Jixie qiangdu (Jan 2020)
LIGHTWEIGHT DESIGN FOR OVERHAUL TOOLING SUPPORT SEAT BASED ON TOPOLOGY OPTIMIZATION AND SIX SIGMA ROBUSTNESS
Abstract
In order to give full play to the lightweight potential of the tread braking unit( TBU) overhaul tooling support seat and improve the reliability and robustness of the optimization design,an optimization strategy composed of topology optimization and 6σrobustness optimization was proposed. Support seat’s topology structures was extracted based on topology optimization with variable density method. The response surface model was established based on the central composite design method and the finite element numerical simulation technique. The support seat’s 6σ robustness optimization design model was established based on this model. The sequential quadratic programming method was adopted to solve this optimization problem.The reliabilities of the optimization results were obtained with the mean value first order and second moment method,and were transformed into corresponding σlevels.

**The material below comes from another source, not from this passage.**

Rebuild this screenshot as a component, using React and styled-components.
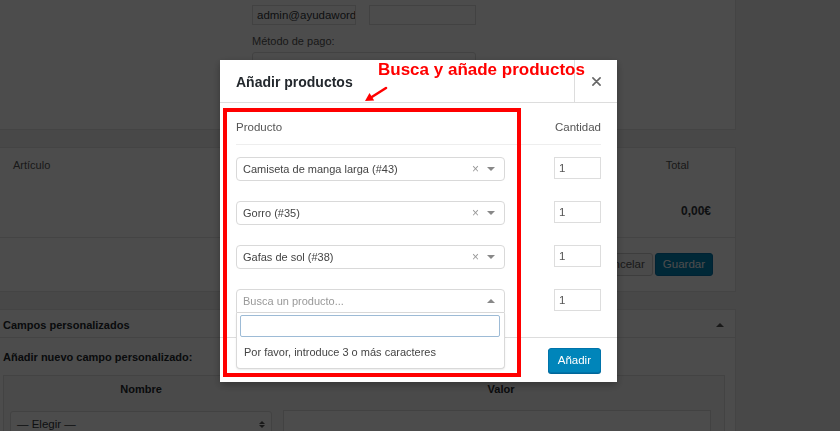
import React from 'react';
import styled, { createGlobalStyle } from 'styled-components';

const GlobalStyle = createGlobalStyle`
  html, body {
    margin: 0;
    padding: 0;
    background: #f1f1f1;
    font-family: "Liberation Sans", Arial, sans-serif;
    overflow: hidden;
  }
  * { box-sizing: border-box; }
`;

/* ---------- background admin page ---------- */

const Page = styled.div`
  width: 840px;
  height: 431px;
  overflow: hidden;
`;

const Column = styled.div`
  width: 736px;
  display: flex;
  flex-direction: column;
  gap: 17px;
`;

const Panel = styled.div`
  background: #fff;
  border: 1px solid #e5e5e5;
  border-left: none;
`;

const OrderPanel = styled(Panel)`
  height: 130px;
  border-top: none;
  padding: 5px 0 0 252px;
  display: flex;
  flex-direction: column;
`;

const FieldRow = styled.div`
  display: flex;
  gap: 13px;
`;

const TextField = styled.div`
  width: ${p => p.$w}px;
  height: 20px;
  border: 1px solid #ddd;
  background: #fff;
  padding: 0 4px;
  font-size: 11.5px;
  line-height: 18px;
  color: #32373c;
  white-space: nowrap;
  overflow: hidden;
`;

const FieldLabel = styled.div`
  margin-top: 9px;
  font-size: 11px;
  line-height: 14px;
  color: #555;
`;

const FakeSelect = styled.div`
  margin-top: 4px;
  width: 224px;
  height: 24px;
  border: 1px solid #ddd;
  border-radius: 3px;
  padding: 0 7px;
  font-size: 11.5px;
  line-height: 22px;
  color: #32373c;
`;

const ItemsPanel = styled(Panel)`
  display: flex;
  flex-direction: column;
`;

const ItemsHead = styled.div`
  height: 33px;
  display: flex;
  align-items: center;
  justify-content: space-between;
  padding: 0 46px 0 13px;
  font-size: 11px;
  color: #555;
`;

const ItemsRow = styled.div`
  height: 57px;
  display: flex;
  align-items: center;
  justify-content: flex-end;
  padding: 3px 24px 0 0;
  font-size: 12px;
  font-weight: bold;
  color: #32373c;
  border-bottom: 1px solid #e5e5e5;
`;

const ItemsActions = styled.div`
  height: 53px;
  display: flex;
  justify-content: flex-end;
  align-items: flex-start;
  padding: 15px 22px 0 0;
  gap: 2px;
`;

const WpButton = styled.div`
  height: 23px;
  padding: 0 7px;
  border-radius: 3px;
  font-size: 11.5px;
  line-height: 21px;
  border: 1px solid ${p => (p.$primary ? '#0073aa' : '#ccc')};
  background: ${p => (p.$primary ? '#0085ba' : '#f7f7f7')};
  color: ${p => (p.$primary ? '#fff' : '#555')};
`;

const MetaPanel = styled(Panel)`
  flex: 1;
  border-bottom: none;
`;

const MetaHeader = styled.div`
  height: 28px;
  display: flex;
  align-items: center;
  justify-content: space-between;
  padding: 2px 11px 0 3px;
  border-bottom: 1px solid #e5e5e5;
  font-size: 11px;
  font-weight: bold;
  color: #23282d;
`;

const Triangle = styled.span`
  width: 0;
  height: 0;
  border-left: ${p => p.$size || 4}px solid transparent;
  border-right: ${p => p.$size || 4}px solid transparent;
  ${p => (p.$up ? 'border-bottom' : 'border-top')}: ${p => p.$size || 4}px solid ${p => p.$color || '#888'};
`;

const MetaBody = styled.div`
  padding: 12px 10px 0 3px;
`;

const MetaLabel = styled.div`
  font-size: 11px;
  font-weight: bold;
  line-height: 14px;
  color: #23282d;
`;

const MetaTable = styled.div`
  margin-top: 11px;
  background: #f9f9f9;
  border: 1px solid #e1e1e1;
  display: grid;
  grid-template-columns: 274px 1fr;
`;

const MetaTh = styled.div`
  height: 25px;
  display: flex;
  align-items: center;
  justify-content: center;
  font-size: 11px;
  font-weight: bold;
  color: #23282d;
`;

const MetaCell = styled.div`
  padding: ${p => (p.$right ? '9px 13px 0 5px' : '10px 6px 0 6px')};
`;

const ElegirSelect = styled.div`
  height: 26px;
  border: 1px solid #ddd;
  border-radius: 3px;
  background: #fff;
  display: flex;
  align-items: center;
  justify-content: space-between;
  padding: 0 6px 0 6px;
  font-size: 11.5px;
  color: #32373c;
`;

const UpDown = styled.span`
  display: flex;
  flex-direction: column;
  gap: 1px;
`;

const TextArea = styled.div`
  height: 40px;
  border: 1px solid #ddd;
  background: #fff;
`;

/* ---------- modal ---------- */

const Backdrop = styled.div`
  position: fixed;
  inset: 0;
  background: rgba(0, 0, 0, 0.7);
`;

const Modal = styled.div`
  position: fixed;
  left: 220px;
  top: 60px;
  width: 397px;
  background: #fff;
  box-shadow: 0 3px 8px rgba(0, 0, 0, 0.3);
  display: flex;
  flex-direction: column;
`;

const ModalHeader = styled.div`
  height: 43px;
  display: flex;
  align-items: stretch;
  border-bottom: 1px solid #ddd;
`;

const ModalTitle = styled.h1`
  flex: 1;
  margin: 0;
  padding: 1px 0 0 16px;
  display: flex;
  align-items: center;
  font-size: 14px;
  font-weight: bold;
  color: #23282d;
`;

const CloseButton = styled.div`
  width: 43px;
  border-left: 1px solid #ddd;
  display: flex;
  align-items: center;
  justify-content: center;
`;

const ModalBody = styled.div`
  padding: 7px 16px 14px;
`;

const TableHead = styled.div`
  height: 35px;
  display: grid;
  grid-template-columns: 269px 1fr;
  align-items: center;
  border-bottom: 1px solid #eee;
  font-size: 11.5px;
  color: #555;
`;

const HeadRight = styled.div`
  text-align: right;
`;

const Rows = styled.div`
  padding-top: 2px;
`;

const Row = styled.div`
  padding: 10px 0;
  display: grid;
  grid-template-columns: 269px 1fr;
  align-items: start;
`;

const ProductSelect = styled.div`
  position: relative;
  height: 24px;
  border: 1px solid #d9d9d9;
  border-radius: ${p => (p.$open ? '4px 4px 0 0' : '4px')};
  display: flex;
  align-items: center;
  padding: 0 9px 0 6px;
  font-size: 11px;
  color: ${p => (p.$placeholder ? '#999' : '#444')};
`;

const SelectText = styled.span`
  flex: 1;
`;

const ClearMark = styled.span`
  color: #999;
  font-size: 12px;
  margin-right: 8px;
`;

const Dropdown = styled.div`
  position: absolute;
  z-index: 2;
  left: -1px;
  right: -1px;
  top: 23px;
  background: #fff;
  border: 1px solid #d9d9d9;
  border-top: none;
  border-radius: 0 0 4px 4px;
  box-shadow: 0 1px 2px rgba(0, 0, 0, 0.08);
  padding: 2px 4px 0 3px;
`;

const SearchInput = styled.div`
  height: 22px;
  border: 1px solid #9dbbd6;
  border-radius: 2px;
`;

const DropdownMessage = styled.div`
  padding: 8px 4px 8px 4px;
  font-size: 11px;
  line-height: 15px;
  color: #444;
`;

const QtyCell = styled.div`
  display: flex;
  justify-content: flex-end;
`;

const QtyInput = styled.div`
  width: 47px;
  height: 22px;
  border: 1px solid #ddd;
  padding: 0 4px;
  font-size: 11.5px;
  line-height: 20px;
  color: #555;
`;

const ModalFooter = styled.div`
  height: 45px;
  border-top: 1px solid #ddd;
  display: flex;
  align-items: center;
  justify-content: flex-end;
  padding: 0 16px;
`;

const AddButton = styled.div`
  height: 25px;
  padding: 0 9px;
  border-radius: 3px;
  background: #0085ba;
  border: 1px solid #0073aa;
  box-shadow: 0 1px 0 #006799;
  color: #fff;
  font-size: 11.5px;
  line-height: 23px;
`;

/* ---------- annotation drawn over the modal ---------- */

const Highlight = styled.div`
  position: absolute;
  left: 3px;
  top: 48px;
  width: 298px;
  height: 269px;
  border: 4px solid #ff0000;
  pointer-events: none;
`;

const Callout = styled.div`
  position: absolute;
  left: 158px;
  top: 1px;
  font-size: 17px;
  line-height: 17px;
  font-weight: bold;
  color: #ff0000;
  white-space: nowrap;
`;

const CalloutArrow = styled.svg`
  position: absolute;
  left: 140px;
  top: 24px;
`;

const products = [
  'Camiseta de manga larga (#43)',
  'Gorro (#35)',
  'Gafas de sol (#38)',
];

const App = () => {
  return (
    <>
      <GlobalStyle />
      <Page>
        <Column>
          <OrderPanel>
            <FieldRow>
              <TextField $w={104}>admin@ayudaword</TextField>
              <TextField $w={107} />
            </FieldRow>
            <FieldLabel>Método de pago:</FieldLabel>
            <FakeSelect>PayPal</FakeSelect>
          </OrderPanel>

          <ItemsPanel>
            <ItemsHead>
              <span>Artículo</span>
              <span>Total</span>
            </ItemsHead>
            <ItemsRow>0,00€</ItemsRow>
            <ItemsActions>
              <WpButton>Cancelar</WpButton>
              <WpButton $primary>Guardar</WpButton>
            </ItemsActions>
          </ItemsPanel>

          <MetaPanel>
            <MetaHeader>
              <span>Campos personalizados</span>
              <Triangle $up $color="#555" />
            </MetaHeader>
            <MetaBody>
              <MetaLabel>Añadir nuevo campo personalizado:</MetaLabel>
              <MetaTable>
                <MetaTh>Nombre</MetaTh>
                <MetaTh>Valor</MetaTh>
                <MetaCell>
                  <ElegirSelect>
                    <span>— Elegir —</span>
                    <UpDown>
                      <Triangle $up $size={3} $color="#555" />
                      <Triangle $size={3} $color="#555" />
                    </UpDown>
                  </ElegirSelect>
                </MetaCell>
                <MetaCell $right>
                  <TextArea />
                </MetaCell>
              </MetaTable>
            </MetaBody>
          </MetaPanel>
        </Column>
      </Page>

      <Backdrop />

      <Modal>
        <ModalHeader>
          <ModalTitle>Añadir productos</ModalTitle>
          <CloseButton>
            <svg width="9" height="9" viewBox="0 0 10 10">
              <path d="M1 1 L9 9 M9 1 L1 9" stroke="#666" strokeWidth="1.8" strokeLinecap="round" />
            </svg>
          </CloseButton>
        </ModalHeader>

        <ModalBody>
          <TableHead>
            <span>Producto</span>
            <HeadRight>Cantidad</HeadRight>
          </TableHead>
          <Rows>
            {products.map(name => (
              <Row key={name}>
                <ProductSelect>
                  <SelectText>{name}</SelectText>
                  <ClearMark>×</ClearMark>
                  <Triangle />
                </ProductSelect>
                <QtyCell>
                  <QtyInput>1</QtyInput>
                </QtyCell>
              </Row>
            ))}
            <Row>
              <ProductSelect $open $placeholder>
                <SelectText>Busca un producto...</SelectText>
                <Triangle $up />
                <Dropdown>
                  <SearchInput />
                  <DropdownMessage>Por favor, introduce 3 o más caracteres</DropdownMessage>
                </Dropdown>
              </ProductSelect>
              <QtyCell>
                <QtyInput>1</QtyInput>
              </QtyCell>
            </Row>
          </Rows>
        </ModalBody>

        <ModalFooter>
          <AddButton>Añadir</AddButton>
        </ModalFooter>

        <Highlight />
        <Callout>Busca y añade productos</Callout>
        <CalloutArrow width="30" height="20" viewBox="0 0 30 20">
          <path d="M26 4 L11 13.5" stroke="#ff0000" strokeWidth="2.6" strokeLinecap="round" />
          <path d="M5 17 L14.2 16.4 L9.5 9 Z" fill="#ff0000" />
        </CalloutArrow>
      </Modal>
    </>
  );
};

export default App;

The results show that reliability of the design variables,strength and stiffness are all 1,reaching eight sigma level,the support seat’s weight is reduced by 67. 0% and the lightweight effect is remarkable; compared with the support seat’s traditional deterministic optimization design after topology optimization,this method enhances the strength and stiffness of the support seat,meanwhile,improves the reliability of the optimization design,the robustness of the strength,the robustness of the stiffness and the consistency of the weight. So the proposed optimization strategy is proved to be efficient.